The Importance of Posture for Muscle & Joint Pain
Many people suffering from muscle and joint pain find little long-term relief in mainstream pain management. Pharmaceuticals work to block the pain signal or decrease inflammation, which is wonderful short-term, but in order to address long-term pain we need a long-term solution. Often, a simple yet effective strategy is to correct your posture.
Each part of the body is designed to move within a certain posture. This allows your body to perform all functions with minimal strain or risk of injury. However, when you have pain, your body automatically adjusts to compensate for this to avoid use of the affected area. If this lasts long enough, your body can adapt, maintaining this posture even after the pain has gone.
Correct posture not only ensures your body is moving the way nature intended it to, but it strengthens your core and prevents degenerative change to your joints (which can come with its own set of problems). Be mindful that correcting your posture will take time, patience, and effort. Set yourself reminders on your phone or leave notes lying around so that you stop and check in with your posture at regular intervals throughout the day, and soon it will become habit.
Top Posture Tips:
To often we don't pay any attention to how we are actually standing - we are so focused on what we have to do, or what is going on around us. Take a second to mentally scan your body to feel how you are standing. Adjust your posture as needed:
- Distribute your weight evenly between both feet
- Soften your knees rather than jamming them back into a locked position
- Tilt your hips slightly underneath yourself to avoid creating an arch in your lower back
- Roll your shoulders back and down
- Lift your chest slightly to stand up tall
- Imagine you have a string attached to the top of your head, pulling your whole posture upwards, creating a lovely straight spine
This may feel strange and silly at first, but your body will adjust and it will soon feel more normal.
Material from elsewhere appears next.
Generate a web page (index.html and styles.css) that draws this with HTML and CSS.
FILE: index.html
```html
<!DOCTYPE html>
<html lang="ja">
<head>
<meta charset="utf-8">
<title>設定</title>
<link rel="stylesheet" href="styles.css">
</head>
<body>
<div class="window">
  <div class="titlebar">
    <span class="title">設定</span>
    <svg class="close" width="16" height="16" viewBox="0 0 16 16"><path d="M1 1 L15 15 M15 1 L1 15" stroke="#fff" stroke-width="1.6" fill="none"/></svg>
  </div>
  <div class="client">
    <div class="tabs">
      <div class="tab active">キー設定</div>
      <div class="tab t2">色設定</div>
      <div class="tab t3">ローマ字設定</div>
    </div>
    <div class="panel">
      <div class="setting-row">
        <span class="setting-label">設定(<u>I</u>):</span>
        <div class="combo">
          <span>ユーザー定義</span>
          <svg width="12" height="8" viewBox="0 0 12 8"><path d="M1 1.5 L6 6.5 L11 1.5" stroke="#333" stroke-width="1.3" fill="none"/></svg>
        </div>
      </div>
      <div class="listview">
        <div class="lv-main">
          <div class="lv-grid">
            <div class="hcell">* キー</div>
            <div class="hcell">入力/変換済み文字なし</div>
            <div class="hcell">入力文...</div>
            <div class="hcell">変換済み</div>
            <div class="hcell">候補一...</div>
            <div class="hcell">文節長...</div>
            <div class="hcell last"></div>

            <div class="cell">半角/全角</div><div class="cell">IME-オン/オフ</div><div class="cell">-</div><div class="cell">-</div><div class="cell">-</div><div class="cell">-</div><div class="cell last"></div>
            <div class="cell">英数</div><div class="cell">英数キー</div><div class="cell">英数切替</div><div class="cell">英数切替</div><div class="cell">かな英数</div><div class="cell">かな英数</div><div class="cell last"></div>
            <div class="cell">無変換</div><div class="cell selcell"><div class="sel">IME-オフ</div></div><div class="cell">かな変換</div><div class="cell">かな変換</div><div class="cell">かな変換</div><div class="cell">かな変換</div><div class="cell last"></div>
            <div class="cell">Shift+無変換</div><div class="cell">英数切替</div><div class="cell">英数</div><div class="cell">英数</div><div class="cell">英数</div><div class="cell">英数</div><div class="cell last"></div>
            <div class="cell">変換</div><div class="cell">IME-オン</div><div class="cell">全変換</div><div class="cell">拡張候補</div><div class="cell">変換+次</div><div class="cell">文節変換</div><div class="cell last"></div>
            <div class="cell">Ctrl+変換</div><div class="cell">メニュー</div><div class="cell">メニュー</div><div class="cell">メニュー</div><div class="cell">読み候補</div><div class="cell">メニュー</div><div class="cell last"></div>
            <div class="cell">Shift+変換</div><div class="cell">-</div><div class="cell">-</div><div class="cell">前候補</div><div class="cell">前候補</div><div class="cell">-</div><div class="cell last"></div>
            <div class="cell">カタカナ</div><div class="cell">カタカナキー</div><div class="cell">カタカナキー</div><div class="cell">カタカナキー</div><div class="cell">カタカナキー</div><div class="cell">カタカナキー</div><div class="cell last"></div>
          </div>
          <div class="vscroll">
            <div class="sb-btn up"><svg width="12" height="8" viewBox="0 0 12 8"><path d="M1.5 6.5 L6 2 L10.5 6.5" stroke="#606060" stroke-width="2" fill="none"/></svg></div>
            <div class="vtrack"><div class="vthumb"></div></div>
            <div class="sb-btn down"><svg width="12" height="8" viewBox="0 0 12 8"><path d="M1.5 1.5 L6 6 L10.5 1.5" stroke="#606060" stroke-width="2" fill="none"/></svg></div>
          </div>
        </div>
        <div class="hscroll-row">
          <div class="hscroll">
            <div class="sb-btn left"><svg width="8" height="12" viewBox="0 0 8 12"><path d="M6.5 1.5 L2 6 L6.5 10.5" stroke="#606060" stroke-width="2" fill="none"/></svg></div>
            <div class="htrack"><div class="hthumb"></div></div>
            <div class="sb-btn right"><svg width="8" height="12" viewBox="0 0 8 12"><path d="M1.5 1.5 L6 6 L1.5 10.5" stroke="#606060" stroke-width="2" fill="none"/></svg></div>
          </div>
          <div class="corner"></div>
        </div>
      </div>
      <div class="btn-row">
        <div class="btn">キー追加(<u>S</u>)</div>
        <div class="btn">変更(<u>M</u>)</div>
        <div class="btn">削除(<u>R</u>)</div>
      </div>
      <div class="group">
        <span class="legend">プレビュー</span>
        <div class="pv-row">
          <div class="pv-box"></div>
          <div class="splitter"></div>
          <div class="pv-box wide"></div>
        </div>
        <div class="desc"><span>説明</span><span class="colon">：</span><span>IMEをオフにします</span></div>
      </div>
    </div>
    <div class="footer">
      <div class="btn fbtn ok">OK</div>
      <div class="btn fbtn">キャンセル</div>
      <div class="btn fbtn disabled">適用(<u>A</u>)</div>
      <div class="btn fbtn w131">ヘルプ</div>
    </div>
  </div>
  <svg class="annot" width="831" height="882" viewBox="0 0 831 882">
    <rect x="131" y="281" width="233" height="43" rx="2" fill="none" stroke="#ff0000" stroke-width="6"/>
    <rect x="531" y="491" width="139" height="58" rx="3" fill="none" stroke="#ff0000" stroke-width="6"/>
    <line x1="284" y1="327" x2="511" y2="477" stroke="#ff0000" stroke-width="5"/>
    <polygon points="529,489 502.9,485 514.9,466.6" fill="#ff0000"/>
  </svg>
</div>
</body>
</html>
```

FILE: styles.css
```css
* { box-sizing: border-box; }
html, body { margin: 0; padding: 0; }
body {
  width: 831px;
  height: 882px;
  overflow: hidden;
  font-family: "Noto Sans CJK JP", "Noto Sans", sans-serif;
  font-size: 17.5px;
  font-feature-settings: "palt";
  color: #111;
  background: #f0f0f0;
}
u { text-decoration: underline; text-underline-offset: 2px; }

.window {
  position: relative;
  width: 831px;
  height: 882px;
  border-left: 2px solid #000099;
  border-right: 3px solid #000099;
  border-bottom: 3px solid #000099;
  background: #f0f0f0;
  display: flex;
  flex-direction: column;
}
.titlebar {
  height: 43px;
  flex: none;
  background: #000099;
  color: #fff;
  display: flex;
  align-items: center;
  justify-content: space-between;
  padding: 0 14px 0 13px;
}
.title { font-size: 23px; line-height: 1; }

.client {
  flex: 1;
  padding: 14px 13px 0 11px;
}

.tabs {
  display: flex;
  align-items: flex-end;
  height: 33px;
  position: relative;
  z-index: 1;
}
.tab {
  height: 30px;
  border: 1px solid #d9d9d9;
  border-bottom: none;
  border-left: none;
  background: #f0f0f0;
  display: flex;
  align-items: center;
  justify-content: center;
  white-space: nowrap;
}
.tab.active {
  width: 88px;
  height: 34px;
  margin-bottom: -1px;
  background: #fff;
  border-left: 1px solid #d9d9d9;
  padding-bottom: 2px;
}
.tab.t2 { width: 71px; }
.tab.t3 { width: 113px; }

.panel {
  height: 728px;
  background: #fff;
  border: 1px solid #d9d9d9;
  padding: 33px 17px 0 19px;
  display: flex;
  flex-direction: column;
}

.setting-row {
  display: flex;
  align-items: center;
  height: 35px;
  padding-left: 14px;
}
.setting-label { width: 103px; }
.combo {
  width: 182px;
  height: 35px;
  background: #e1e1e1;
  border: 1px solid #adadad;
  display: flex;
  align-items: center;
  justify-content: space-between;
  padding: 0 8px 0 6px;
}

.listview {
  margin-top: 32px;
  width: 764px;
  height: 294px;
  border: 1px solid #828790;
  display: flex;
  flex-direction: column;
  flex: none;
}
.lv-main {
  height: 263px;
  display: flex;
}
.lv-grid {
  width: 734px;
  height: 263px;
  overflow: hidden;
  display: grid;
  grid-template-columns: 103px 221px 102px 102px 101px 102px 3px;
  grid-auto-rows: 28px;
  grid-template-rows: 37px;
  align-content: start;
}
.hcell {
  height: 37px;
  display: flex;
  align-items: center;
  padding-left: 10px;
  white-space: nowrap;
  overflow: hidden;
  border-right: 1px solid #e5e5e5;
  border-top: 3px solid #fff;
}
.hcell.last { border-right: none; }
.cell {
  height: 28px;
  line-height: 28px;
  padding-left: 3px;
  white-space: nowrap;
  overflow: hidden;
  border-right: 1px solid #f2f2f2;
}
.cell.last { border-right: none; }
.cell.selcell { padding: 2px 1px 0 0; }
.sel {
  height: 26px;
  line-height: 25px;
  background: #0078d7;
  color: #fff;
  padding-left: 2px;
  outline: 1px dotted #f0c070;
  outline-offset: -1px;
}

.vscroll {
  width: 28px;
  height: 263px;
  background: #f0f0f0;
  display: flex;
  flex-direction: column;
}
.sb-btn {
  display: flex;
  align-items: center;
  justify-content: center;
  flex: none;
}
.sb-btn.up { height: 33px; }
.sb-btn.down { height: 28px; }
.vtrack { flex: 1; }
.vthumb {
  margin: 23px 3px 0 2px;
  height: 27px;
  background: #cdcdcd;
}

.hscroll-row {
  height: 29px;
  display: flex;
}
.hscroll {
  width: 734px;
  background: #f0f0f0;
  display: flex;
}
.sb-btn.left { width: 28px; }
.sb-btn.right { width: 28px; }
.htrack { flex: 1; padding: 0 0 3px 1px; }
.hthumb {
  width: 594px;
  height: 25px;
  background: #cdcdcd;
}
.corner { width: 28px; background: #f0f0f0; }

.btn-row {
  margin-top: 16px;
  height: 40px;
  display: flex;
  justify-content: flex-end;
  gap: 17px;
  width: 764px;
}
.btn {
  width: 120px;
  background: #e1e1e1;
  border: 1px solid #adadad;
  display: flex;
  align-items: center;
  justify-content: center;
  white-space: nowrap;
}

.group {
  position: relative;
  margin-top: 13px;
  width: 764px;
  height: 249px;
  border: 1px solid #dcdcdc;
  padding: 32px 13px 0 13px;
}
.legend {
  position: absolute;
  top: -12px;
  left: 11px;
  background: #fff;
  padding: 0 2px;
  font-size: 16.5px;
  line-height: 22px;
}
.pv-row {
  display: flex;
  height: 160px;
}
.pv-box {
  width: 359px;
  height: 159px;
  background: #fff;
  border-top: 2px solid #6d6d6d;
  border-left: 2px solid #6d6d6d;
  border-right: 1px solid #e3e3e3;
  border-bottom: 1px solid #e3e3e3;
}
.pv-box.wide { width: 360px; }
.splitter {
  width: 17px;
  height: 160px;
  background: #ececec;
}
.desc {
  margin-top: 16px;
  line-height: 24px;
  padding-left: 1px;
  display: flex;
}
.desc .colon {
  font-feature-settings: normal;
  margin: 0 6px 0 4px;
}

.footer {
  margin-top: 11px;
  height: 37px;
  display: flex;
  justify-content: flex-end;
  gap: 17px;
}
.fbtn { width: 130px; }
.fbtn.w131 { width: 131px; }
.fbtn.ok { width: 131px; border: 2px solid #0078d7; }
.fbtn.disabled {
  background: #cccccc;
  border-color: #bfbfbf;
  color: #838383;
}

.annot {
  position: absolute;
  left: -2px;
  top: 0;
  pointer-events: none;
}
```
Start in correct standing posture, then begin to walk. Your main focus here is to engage your core, keep your hips tilted underneath you, and imagine that string is pulling your head up from the very top. Walking with correct posture is one of the best ways to re-train your body to move correctly.
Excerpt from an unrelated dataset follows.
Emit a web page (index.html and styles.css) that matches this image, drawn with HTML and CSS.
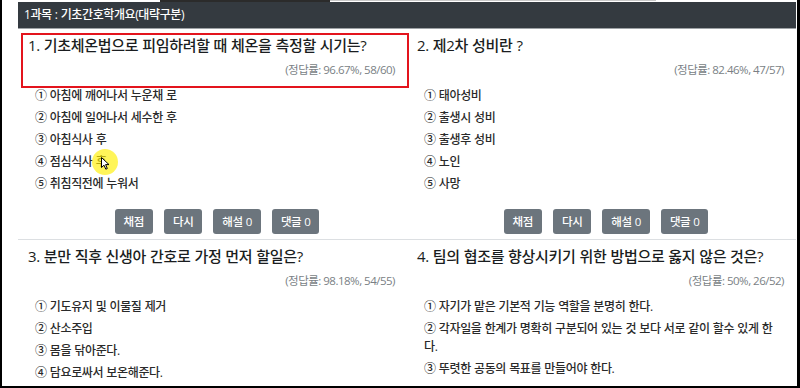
FILE: index.html
```html
<!DOCTYPE html>
<html lang="ko">
<head>
<meta charset="utf-8">
<title>1과목 : 기초간호학개요</title>
<link rel="stylesheet" href="styles.css">
</head>
<body>
<div class="frame">
  <div class="topstrip"><span class="ts-dark"></span><span class="ts-light"></span></div>
  <div class="sheet">
    <div class="subject">1과목 : 기초간호학개요(대략구분)</div>
    <div class="grid">
      <section class="q q-top">
        <h2 class="q-title">1. 기초체온법으로 피임하려할 때 체온을 측정할 시기는?</h2>
        <p class="q-stat">(정답률: 96.67%, 58/60)</p>
        <ul class="opts">
          <li>① 아침에 깨어나서 누운채 로</li>
          <li>② 아침에 일어나서 세수한 후</li>
          <li>③ 아침식사 후</li>
          <li>④ 점심식사 후</li>
          <li>⑤ 취침직전에 누워서</li>
        </ul>
        <div class="actions">
          <button class="btn">채점</button>
          <button class="btn">다시</button>
          <button class="btn">해설 0</button>
          <button class="btn">댓글 0</button>
        </div>
      </section>
      <section class="q q-top">
        <h2 class="q-title">2. 제2차 성비란 ?</h2>
        <p class="q-stat">(정답률: 82.46%, 47/57)</p>
        <ul class="opts">
          <li>① 태아성비</li>
          <li>② 출생시 성비</li>
          <li>③ 출생후 성비</li>
          <li>④ 노인</li>
          <li>⑤ 사망</li>
        </ul>
        <div class="actions">
          <button class="btn">채점</button>
          <button class="btn">다시</button>
          <button class="btn">해설 0</button>
          <button class="btn">댓글 0</button>
        </div>
      </section>
      <section class="q">
        <h2 class="q-title">3. 분만 직후 신생아 간호로 가정 먼저 할일은?</h2>
        <p class="q-stat">(정답률: 98.18%, 54/55)</p>
        <ul class="opts">
          <li>① 기도유지 및 이물질 제거</li>
          <li>② 산소주입</li>
          <li>③ 몸을 닦아준다.</li>
          <li>④ 담요로싸서 보온해준다.</li>
        </ul>
      </section>
      <section class="q">
        <h2 class="q-title">4. 팀의 협조를 향상시키기 위한 방법으로 옳지 않은 것은?</h2>
        <p class="q-stat">(정답률: 50%, 26/52)</p>
        <ul class="opts">
          <li>① 자기가 맡은 기본적 기능 역할을 분명히 한다.</li>
          <li>② 각자일을 한계가 명확히 구분되어 있는 것 보다 서로 같이 할수 있게 한다.</li>
          <li>③ 뚜렷한 공동의 목표를 만들어야 한다.</li>
        </ul>
      </section>
    </div>
    <div class="annot"></div>
    <div class="pointer">
      <svg class="arrow" width="9" height="13" viewBox="0 0 9 13"><path d="M0.5 0.5 L0.5 10.5 L3 8.2 L4.8 12.2 L6.3 11.5 L4.6 7.6 L8 7.6 Z" fill="#fff" stroke="#000" stroke-width="1" stroke-linejoin="round"/></svg>
    </div>
  </div>
</div>
</body>
</html>
```
FILE: styles.css
```css
* { box-sizing: border-box; }
html, body { margin: 0; padding: 0; background: #fff; }
body {
  font-family: "Open Sans", "Noto Sans CJK KR", sans-serif;
  color: #212529;
}
.frame {
  width: 800px;
  height: 388px;
  border-left: 2px solid #000;
  border-right: 3px solid #000;
  border-bottom: 2px solid #000;
  overflow: hidden;
  display: flex;
  flex-direction: column;
}
.topstrip {
  height: 3px;
  display: flex;
  align-items: flex-start;
  padding-left: 158px;
}
.ts-dark { width: 170px; height: 2px; background: #2b2b2b; }
.ts-light { width: 326px; height: 1px; background: #c8c8c8; }
.sheet {
  position: relative;
  margin-left: 16px;
  margin-right: 1px;
}
.subject {
  height: 27px;
  background: #343a40;
  border-bottom: 1px solid #9ea2a6;
  color: #fff;
  font-size: 12px;
  font-weight: 500;
  letter-spacing: -0.4px;
  word-spacing: 0.4px;
  line-height: 26px;
  padding-left: 6px;
}
.grid {
  display: grid;
  grid-template-columns: 1fr 1fr;
}
.q {
  padding: 5px 12px 5px 10px;
  min-width: 0;
}
.q-top { border-bottom: 1px solid #dcdfe2; }
.q-title {
  margin: 0;
  font-size: 15px;
  font-weight: 500;
  line-height: 22px;
  letter-spacing: -0.3px;
  word-spacing: 0.3px;
  color: #1a1d20;
}
.q-stat {
  margin: 5px 0 0;
  text-align: right;
  font-size: 11.5px;
  line-height: 18px;
  letter-spacing: -0.5px;
  color: #7a7f85;
}
.opts {
  list-style: none;
  margin: 8px 0 0;
  padding: 0 0 0 7px;
  display: flex;
  flex-direction: column;
  gap: 4px;
}
.opts li {
  font-size: 12px;
  font-weight: 500;
  line-height: 18px;
  letter-spacing: -0.35px;
  word-spacing: 0.35px;
  color: #2a2a2a;
}
.actions {
  margin-top: 16px;
  display: flex;
  justify-content: center;
  gap: 11px;
  padding-left: 11px;
}
.btn {
  height: 25px;
  padding: 0 9px;
  border: 0;
  border-radius: 3px;
  background: #6c757d;
  color: #fff;
  font-family: inherit;
  font-size: 11.5px;
  font-weight: 500;
  letter-spacing: -0.4px;
  word-spacing: 0.4px;
  line-height: 25px;
}
.annot {
  position: absolute;
  left: 3px;
  top: 31px;
  width: 388px;
  height: 55px;
  border: 2px solid #e3141d;
}
.pointer {
  position: absolute;
  left: 74px;
  top: 147px;
  width: 26px;
  height: 26px;
  border-radius: 50%;
  background: rgba(255, 240, 0, 0.65);
}
.arrow {
  position: absolute;
  left: 9px;
  top: 8px;
}
```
When You Are At Your Desk...
This is a place where many of us slouch without realizing it! Think about how your desk is set up:
- Hips should be bent to 90 degrees or more with your feet flat on the floor
- Computer monitor should be at eye level so you can sit with your head up tall, and your chin tilting neither up nor down
- Keyboard should be at a height where your shoulders are relaxed, and your forearms rest comfortably on the desk at a 90 degree or greater angle from your elbow
Sitting for long periods of time is also detrimental, so set an alarm for every hour to remind you to stand up and move around if possible (every 20-30mins is the ideal).
When You Sleep...
For back sleepers:
- Begin on your back without a pillow to align your neck properly
- Lie with your spine is straight, shoulders drawn down and relaxed, and your lower back flattened against the mattress rather than arched
- If you roll over in the night, grab your pillow to support the gap between your shoulder and jaw
For side sleepers:
- Lie with your spine straight rather than curved over
- Make sure your pillow is supporting that gap between your shoulder and jaw, so your neck isn’t straining
- Keep your head level (not tilted too high or low), and try to avoid tucking your head forward as you curl up in bed
- Stack your hips on top of each other, using a flat pillow between your knees for support if necessary so you don’t roll forward too far
Whilst you don’t really have much control over what you do in your sleep, training yourself to fall asleep with good posture is much more beneficial in the long run.
Move it or lose it!
Moving your joints through their full range of motion and using as many of your muscle groups as possible with correct posture is key to staying fit and healthy. Yoga, tai chi, Pilates, swimming, and dancing are some of the best ways to do this. Focusing on the quality of your movement (your posture) and not the number of repetitions is the most important factor here; you don’t want to be training your muscles to move in the wrong way, especially as we age.
Posture and correct movement are key in the treatment and long-term management of muscle and joint pain. Putting in the time and effort now to work on moving your body in the correct way will dramatically improve your quality of life and give you the healing tools you need to manage pain when it arises.